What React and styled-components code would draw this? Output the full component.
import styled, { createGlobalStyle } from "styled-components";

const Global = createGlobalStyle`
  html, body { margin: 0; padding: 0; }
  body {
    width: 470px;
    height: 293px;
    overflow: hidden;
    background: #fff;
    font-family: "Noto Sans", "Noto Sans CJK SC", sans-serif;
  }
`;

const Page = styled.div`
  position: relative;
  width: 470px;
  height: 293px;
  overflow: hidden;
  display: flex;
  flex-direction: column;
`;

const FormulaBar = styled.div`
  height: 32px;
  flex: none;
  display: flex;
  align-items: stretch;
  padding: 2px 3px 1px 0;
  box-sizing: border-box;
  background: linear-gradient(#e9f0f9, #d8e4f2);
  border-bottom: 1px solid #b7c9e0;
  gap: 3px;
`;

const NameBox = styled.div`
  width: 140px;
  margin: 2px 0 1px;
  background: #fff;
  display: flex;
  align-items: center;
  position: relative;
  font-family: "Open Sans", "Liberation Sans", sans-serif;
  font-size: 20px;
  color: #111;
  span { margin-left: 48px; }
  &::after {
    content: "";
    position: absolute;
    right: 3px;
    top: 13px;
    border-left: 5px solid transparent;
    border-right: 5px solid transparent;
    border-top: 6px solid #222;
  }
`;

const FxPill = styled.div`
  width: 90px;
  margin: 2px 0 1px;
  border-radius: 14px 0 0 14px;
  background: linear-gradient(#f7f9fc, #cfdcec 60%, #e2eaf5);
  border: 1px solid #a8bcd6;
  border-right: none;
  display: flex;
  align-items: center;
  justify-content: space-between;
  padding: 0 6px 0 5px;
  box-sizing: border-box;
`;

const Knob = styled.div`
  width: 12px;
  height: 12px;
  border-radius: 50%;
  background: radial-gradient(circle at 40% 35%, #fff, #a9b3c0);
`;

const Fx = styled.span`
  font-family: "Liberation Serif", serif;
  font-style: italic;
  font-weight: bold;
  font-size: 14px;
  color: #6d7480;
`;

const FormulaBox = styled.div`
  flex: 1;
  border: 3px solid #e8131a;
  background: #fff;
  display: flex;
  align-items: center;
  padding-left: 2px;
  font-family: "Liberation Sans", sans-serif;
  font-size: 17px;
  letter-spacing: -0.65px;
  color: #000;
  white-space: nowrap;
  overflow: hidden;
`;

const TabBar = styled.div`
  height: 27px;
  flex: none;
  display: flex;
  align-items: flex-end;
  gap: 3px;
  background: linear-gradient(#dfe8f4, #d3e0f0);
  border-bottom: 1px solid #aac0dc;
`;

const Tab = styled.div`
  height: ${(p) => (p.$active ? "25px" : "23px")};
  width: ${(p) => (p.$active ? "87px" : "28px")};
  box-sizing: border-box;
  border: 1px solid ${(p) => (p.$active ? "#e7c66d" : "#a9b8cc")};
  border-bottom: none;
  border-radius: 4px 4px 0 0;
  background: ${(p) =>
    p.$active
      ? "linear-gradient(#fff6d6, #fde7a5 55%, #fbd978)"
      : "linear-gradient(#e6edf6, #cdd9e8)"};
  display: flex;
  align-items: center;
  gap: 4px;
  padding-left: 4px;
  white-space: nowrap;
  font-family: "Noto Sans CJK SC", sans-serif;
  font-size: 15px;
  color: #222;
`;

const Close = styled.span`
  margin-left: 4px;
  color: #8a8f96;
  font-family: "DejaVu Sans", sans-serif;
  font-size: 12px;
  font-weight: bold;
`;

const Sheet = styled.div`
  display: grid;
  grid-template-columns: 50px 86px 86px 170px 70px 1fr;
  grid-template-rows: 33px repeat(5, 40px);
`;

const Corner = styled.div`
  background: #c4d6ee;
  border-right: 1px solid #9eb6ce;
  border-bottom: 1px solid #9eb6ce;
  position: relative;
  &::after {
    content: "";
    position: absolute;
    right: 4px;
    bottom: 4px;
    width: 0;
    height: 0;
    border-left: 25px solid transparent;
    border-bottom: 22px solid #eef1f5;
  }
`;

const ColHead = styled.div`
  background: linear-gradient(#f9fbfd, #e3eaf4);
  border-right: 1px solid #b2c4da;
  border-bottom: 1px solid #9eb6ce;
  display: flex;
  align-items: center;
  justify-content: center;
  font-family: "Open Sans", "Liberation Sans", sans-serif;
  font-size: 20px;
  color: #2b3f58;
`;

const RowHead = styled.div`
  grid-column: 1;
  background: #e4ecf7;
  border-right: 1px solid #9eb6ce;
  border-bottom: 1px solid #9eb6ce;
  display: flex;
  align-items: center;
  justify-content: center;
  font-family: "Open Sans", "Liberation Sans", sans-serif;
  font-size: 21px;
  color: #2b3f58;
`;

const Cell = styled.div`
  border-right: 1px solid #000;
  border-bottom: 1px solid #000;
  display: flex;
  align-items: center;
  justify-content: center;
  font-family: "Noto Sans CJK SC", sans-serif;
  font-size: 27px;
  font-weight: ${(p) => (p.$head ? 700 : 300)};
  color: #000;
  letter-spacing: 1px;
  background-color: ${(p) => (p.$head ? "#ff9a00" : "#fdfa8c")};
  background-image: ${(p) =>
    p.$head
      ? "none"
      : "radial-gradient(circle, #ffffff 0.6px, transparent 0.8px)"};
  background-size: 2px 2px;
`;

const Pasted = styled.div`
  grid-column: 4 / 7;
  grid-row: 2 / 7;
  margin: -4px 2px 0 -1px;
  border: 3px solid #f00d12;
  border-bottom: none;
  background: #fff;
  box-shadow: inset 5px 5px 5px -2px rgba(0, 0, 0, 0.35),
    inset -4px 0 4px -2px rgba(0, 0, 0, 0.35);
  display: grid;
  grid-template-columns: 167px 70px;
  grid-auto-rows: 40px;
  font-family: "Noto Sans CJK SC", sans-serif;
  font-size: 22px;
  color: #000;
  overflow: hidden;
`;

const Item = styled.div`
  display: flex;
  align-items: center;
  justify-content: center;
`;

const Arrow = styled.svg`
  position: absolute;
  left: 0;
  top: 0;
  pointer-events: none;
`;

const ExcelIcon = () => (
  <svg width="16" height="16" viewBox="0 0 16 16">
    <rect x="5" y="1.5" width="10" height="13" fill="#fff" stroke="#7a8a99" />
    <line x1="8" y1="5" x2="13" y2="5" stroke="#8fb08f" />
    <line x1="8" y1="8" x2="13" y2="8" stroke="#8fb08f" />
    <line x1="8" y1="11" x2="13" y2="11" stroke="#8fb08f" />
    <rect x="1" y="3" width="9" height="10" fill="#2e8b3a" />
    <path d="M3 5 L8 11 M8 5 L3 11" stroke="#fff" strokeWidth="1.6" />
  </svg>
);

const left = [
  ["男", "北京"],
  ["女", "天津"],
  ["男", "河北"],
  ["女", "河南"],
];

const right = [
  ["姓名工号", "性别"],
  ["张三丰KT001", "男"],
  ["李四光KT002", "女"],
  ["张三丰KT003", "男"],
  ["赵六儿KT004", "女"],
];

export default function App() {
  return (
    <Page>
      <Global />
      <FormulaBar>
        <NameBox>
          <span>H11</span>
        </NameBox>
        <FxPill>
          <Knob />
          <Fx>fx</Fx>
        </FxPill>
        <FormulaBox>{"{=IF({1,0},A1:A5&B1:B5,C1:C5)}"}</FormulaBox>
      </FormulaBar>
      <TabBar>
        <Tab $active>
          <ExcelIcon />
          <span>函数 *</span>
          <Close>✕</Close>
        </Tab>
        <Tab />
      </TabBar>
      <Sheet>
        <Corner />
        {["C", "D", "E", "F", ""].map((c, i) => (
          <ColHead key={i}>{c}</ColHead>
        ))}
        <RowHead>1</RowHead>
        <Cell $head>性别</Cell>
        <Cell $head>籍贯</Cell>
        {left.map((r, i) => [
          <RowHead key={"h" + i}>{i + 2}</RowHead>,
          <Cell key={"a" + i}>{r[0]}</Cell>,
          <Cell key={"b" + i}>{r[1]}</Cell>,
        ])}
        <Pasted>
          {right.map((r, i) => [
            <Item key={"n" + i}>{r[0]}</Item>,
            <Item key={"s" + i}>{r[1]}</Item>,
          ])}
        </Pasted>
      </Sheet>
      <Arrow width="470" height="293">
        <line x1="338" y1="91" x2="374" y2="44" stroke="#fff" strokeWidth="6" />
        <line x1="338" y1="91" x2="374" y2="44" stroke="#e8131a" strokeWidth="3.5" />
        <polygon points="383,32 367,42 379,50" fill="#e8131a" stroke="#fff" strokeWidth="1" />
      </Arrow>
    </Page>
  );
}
---
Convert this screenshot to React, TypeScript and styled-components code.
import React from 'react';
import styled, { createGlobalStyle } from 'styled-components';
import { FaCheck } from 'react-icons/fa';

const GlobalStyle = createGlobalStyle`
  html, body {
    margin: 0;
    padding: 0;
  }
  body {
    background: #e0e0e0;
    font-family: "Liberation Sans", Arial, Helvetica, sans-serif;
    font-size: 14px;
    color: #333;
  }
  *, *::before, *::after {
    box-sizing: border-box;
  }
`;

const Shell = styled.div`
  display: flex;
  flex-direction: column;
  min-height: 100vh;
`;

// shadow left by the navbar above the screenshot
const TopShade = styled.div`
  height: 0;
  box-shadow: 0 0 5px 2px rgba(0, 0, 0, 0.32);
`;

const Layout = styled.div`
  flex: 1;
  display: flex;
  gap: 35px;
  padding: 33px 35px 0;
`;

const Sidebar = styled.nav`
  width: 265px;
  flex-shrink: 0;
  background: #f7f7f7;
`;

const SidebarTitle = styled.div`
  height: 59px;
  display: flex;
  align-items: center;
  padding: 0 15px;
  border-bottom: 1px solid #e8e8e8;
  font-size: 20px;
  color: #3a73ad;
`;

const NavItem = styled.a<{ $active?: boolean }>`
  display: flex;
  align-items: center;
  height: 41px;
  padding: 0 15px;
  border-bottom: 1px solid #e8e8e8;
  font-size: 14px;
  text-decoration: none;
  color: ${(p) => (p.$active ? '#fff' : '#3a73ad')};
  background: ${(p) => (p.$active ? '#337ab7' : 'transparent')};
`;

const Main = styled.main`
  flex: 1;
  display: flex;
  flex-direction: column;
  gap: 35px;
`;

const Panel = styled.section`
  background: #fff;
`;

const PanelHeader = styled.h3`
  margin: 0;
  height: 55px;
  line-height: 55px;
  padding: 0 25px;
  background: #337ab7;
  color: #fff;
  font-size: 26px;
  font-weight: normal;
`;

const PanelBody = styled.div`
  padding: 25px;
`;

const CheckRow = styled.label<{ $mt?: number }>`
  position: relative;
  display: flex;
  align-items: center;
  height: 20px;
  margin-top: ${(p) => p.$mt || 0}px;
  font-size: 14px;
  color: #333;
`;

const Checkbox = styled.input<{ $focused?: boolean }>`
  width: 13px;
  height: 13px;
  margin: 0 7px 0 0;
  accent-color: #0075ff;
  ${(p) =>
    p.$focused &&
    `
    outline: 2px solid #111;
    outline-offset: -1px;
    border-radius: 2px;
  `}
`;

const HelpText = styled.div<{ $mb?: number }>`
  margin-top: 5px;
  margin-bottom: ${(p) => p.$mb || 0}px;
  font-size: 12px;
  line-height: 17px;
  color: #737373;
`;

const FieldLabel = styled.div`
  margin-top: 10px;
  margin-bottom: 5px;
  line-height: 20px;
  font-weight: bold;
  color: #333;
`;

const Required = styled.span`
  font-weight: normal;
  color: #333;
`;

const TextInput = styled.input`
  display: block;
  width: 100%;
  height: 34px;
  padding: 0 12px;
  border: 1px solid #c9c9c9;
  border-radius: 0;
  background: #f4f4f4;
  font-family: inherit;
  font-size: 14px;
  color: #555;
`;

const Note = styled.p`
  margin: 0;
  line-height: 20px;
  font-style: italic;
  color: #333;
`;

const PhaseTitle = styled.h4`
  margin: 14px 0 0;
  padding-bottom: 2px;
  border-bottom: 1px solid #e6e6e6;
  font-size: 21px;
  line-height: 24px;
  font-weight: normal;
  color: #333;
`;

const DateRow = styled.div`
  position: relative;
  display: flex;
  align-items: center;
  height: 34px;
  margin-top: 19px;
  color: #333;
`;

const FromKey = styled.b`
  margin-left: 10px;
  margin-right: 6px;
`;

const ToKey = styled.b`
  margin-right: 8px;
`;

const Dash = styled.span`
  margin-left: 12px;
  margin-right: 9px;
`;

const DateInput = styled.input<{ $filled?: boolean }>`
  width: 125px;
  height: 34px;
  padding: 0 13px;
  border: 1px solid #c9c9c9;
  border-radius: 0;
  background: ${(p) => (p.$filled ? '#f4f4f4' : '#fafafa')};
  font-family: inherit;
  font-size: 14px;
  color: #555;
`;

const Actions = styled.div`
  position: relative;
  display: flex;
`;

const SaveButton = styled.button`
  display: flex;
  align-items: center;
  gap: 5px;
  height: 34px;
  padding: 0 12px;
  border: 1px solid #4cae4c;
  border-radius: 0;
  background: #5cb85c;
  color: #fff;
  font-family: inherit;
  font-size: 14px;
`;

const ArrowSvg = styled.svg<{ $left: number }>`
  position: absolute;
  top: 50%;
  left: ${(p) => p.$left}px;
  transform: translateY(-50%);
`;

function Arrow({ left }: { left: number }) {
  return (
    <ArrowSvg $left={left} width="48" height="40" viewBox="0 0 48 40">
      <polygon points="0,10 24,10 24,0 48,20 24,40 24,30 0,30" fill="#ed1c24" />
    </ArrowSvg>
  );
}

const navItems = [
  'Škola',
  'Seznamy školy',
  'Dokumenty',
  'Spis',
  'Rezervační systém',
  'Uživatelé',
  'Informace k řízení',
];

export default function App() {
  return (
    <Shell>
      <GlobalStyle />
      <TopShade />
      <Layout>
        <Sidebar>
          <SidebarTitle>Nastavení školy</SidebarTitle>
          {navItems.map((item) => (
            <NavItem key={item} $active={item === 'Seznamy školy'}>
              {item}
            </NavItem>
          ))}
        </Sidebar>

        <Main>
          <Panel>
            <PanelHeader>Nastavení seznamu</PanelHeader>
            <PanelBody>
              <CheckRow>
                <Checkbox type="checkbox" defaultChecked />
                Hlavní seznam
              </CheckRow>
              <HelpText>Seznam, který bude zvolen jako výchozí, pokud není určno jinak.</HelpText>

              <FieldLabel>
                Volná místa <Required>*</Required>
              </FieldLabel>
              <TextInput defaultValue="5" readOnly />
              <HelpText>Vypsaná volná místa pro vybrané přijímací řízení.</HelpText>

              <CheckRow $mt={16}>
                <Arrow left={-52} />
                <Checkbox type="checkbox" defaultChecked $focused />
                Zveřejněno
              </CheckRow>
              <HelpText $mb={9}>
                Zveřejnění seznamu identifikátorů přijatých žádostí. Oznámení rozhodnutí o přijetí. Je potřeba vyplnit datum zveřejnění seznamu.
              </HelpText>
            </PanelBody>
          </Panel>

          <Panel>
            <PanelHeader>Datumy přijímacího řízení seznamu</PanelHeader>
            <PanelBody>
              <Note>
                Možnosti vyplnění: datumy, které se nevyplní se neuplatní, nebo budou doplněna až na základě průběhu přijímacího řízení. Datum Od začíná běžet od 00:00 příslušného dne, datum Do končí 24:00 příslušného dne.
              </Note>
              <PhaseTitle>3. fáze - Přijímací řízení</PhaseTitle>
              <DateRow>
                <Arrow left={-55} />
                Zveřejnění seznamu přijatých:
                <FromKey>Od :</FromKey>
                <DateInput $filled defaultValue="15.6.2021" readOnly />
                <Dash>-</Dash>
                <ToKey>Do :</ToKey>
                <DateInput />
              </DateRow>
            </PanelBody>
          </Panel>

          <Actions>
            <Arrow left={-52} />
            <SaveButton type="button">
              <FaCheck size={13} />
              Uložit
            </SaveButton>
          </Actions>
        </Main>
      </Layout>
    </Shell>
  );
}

_Written instruction_
Determine how many lines of the listing above include the word "screenshot", and report that number only.

_Full response_
2